Rabbi Shira Stern, a volunteer with the Red Cross disaster spiritual care team, delivers a guest sermon et Temple Shalom in Naples. Photo by Edgar Zuniga
Story by Betty Adams, American Red Cross volunteer
American Red Cross disaster volunteer Rabbi Shira Stern brought a message of hope and biblical context to the Shabbat service at Temple Shalom in Naples.
“If biblical Noah was good at making boats, the Red Cross is good at helping people stay afloat,” she told the congregation. “We are on the ground..., reunifying families who are desperate to find their loved ones, and providing shelter, food and cleaning supplies to those who have experienced ‘the Big One’ that occurs only once in 100 years – every three or four years or so.”
Stern, who makes her home in Massachusetts, is co-manager of Red Cross disaster spiritual care in Florida, working with an interdenominational team to bring spiritual comfort to survivors of Hurricane Ian.

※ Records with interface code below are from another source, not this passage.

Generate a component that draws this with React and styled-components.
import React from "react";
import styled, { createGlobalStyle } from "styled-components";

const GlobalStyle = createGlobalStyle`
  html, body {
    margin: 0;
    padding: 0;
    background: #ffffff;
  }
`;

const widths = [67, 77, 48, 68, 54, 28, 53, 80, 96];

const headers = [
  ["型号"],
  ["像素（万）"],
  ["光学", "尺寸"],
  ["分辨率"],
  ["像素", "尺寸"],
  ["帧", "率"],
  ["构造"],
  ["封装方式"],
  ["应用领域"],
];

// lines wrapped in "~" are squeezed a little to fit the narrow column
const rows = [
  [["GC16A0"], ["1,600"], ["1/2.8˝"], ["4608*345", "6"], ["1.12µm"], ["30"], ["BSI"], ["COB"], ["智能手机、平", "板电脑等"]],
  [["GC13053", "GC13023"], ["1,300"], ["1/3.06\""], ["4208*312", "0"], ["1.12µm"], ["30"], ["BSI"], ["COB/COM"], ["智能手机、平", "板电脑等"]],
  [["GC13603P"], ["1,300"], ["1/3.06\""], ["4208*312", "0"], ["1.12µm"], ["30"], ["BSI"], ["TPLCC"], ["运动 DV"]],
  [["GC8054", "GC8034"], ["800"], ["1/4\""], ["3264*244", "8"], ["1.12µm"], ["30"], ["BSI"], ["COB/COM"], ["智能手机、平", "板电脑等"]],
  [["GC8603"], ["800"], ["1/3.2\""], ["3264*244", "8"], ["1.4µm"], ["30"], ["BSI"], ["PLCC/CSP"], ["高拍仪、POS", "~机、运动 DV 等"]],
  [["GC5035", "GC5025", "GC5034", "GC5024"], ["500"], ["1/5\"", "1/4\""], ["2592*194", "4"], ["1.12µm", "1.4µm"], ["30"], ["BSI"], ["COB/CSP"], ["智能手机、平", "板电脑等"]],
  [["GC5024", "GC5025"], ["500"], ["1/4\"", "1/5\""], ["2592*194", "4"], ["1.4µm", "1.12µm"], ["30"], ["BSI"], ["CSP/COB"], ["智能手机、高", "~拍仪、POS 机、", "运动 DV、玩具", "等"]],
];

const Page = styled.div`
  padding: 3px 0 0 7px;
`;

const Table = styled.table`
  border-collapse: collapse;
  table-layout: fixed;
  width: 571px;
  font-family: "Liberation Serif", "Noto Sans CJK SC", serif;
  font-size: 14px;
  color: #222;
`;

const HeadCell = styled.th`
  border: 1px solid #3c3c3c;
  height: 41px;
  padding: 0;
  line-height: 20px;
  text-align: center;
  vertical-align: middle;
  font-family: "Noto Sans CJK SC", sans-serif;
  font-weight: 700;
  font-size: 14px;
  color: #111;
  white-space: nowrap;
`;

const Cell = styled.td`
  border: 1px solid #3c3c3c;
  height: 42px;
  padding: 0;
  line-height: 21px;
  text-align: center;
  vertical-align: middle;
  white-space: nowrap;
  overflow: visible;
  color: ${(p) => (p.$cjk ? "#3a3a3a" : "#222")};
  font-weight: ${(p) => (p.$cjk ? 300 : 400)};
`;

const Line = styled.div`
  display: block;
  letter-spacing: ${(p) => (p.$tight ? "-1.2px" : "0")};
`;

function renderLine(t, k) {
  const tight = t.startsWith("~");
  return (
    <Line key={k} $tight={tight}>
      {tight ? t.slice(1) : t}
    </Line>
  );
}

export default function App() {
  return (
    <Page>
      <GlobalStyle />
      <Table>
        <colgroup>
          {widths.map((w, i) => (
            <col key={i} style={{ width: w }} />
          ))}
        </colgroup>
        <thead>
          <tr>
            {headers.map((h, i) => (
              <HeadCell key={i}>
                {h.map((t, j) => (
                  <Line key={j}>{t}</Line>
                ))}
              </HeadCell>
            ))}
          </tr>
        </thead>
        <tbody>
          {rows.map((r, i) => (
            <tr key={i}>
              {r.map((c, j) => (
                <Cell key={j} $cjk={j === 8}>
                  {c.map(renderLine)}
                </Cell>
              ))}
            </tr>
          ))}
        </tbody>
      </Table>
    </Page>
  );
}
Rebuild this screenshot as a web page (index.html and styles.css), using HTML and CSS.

More than 250 trained health, mental health and spiritual care responders have been part of the Red Cross relief operation in shelters and communities across the state.
Stern said her journey to Red Cross service began when she “failed in retirement.” Her initial deployment was at Ground Zero after the Sept. 11 terrorist attack in 2001. She has responded to numerous disasters since then.
She talked of the types of service performed by spiritual care providers: Quietly comforting a man who lost his wife to Hurricane Ian; talking in a shelter with a woman whose husband had a heart attack during the storm; walking through devastated neighborhoods to give an open ear to people trying to get their homes repaired; helping to gather prayer books so Temple Bat Yam on storm-battered Sanibel Island can begin to worship again.
In fact, Temple Shalom is harboring one of the sacred Torah scrolls from the Sanibel temple in its Ark, as is another temple in Fort Myers.
Rabbi Adam Miller, senior rabbi at Temple Shalom, said members of the temple family have lost homes and jobs but have come together in hope. “Some lost all; but all of us lost something,” he said.
Miller said Stern’s message – which coincides with Jews around the world reading the story of Noah and the flood – touched his community in many ways.
“I know it will do so for the people who are here now and for those who have the opportunity to watch her sermon later on our livestream feed,” Miller said.
“Having her here gives hope. To hear that message of resilience from her, to understand that we all have to take care spiritually, and that the people from Red Cross are here to nurture all of us, is so powerful for our community.
“It was definitely a message and a presence that we needed at this time.”